Sigh.
No, it works like this: the council (for non-church schools) or the admissions authority (= governors) for church schools rank all applicants to every school in order of priority (for non-church schools, generally how far you live from the school, for church schools on various faith-based criteria, you'd have to read up to see what they are).
THEN...
the LEA go through their lists and for each school remove all the applicants who've been offered a place at a school they've ranked higher. They carry on doing this until they have a list in which each child is offered a place at the highest-ranked school they could get. This all happens before any allocations are sent out, so applicants and schools are not aware of it - it's basically some big number-crunchy 'puter program.
SO FOR EXAMPLE:
You live near Duncombe, which you're fairly happy with, but you much prefer Grafton, and in an ideal world fancy a punt at Yerbury. You'd accept Montem, which is virtually next door to your house, but are really not htat keen. So on your form you'd put...
- Yerbury
- Grafton
- Duncombe
- Montem
In the first round the LEA list all the applicants for each school in order, and the top 60, or 30 or whatever would notionally 'get in'. So at this stage your child is in the top 60 for, let's say, Duncombe and Montem. But you're taken off the list for Montem, cos you're already a shoo-in for Duncombe, which you placed higher on the list, which frees up a place for someone else at Montem.

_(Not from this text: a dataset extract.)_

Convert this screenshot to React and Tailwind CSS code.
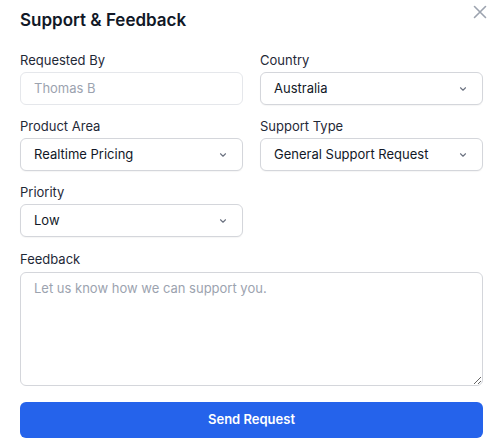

But the same thing is happening higher up the list, as someone who put Grafton second and would have got in, has also moved up into the top 60 at Yerbury, which was their first choice. So the LEA do a second round or number-crunching, in which extra places at Grafton are freed up. Because of this you just squeak into the top 60 (or whatever) at Grafton.
Then the LEA crunch the nubmers again, and some other lucky person moves up the list for Duncombe because you've been taken off the list because you've become eligible for Grafton. You don't at any stage qualify for Yerbury, cos eleventy-squillion people who all live on the doorstep have put it as their first choice, and you're 198th on the list.
And so on, and so forth, until allocation day, at which point each person will be offered one place at the highest-ranked school that they are eligible for. And then after allocation day it all moves on again as some people will move out of the area, or go private, or whatever.
Geddit?
You think that's bad? Just wait till secondary transfer, mwahahaha.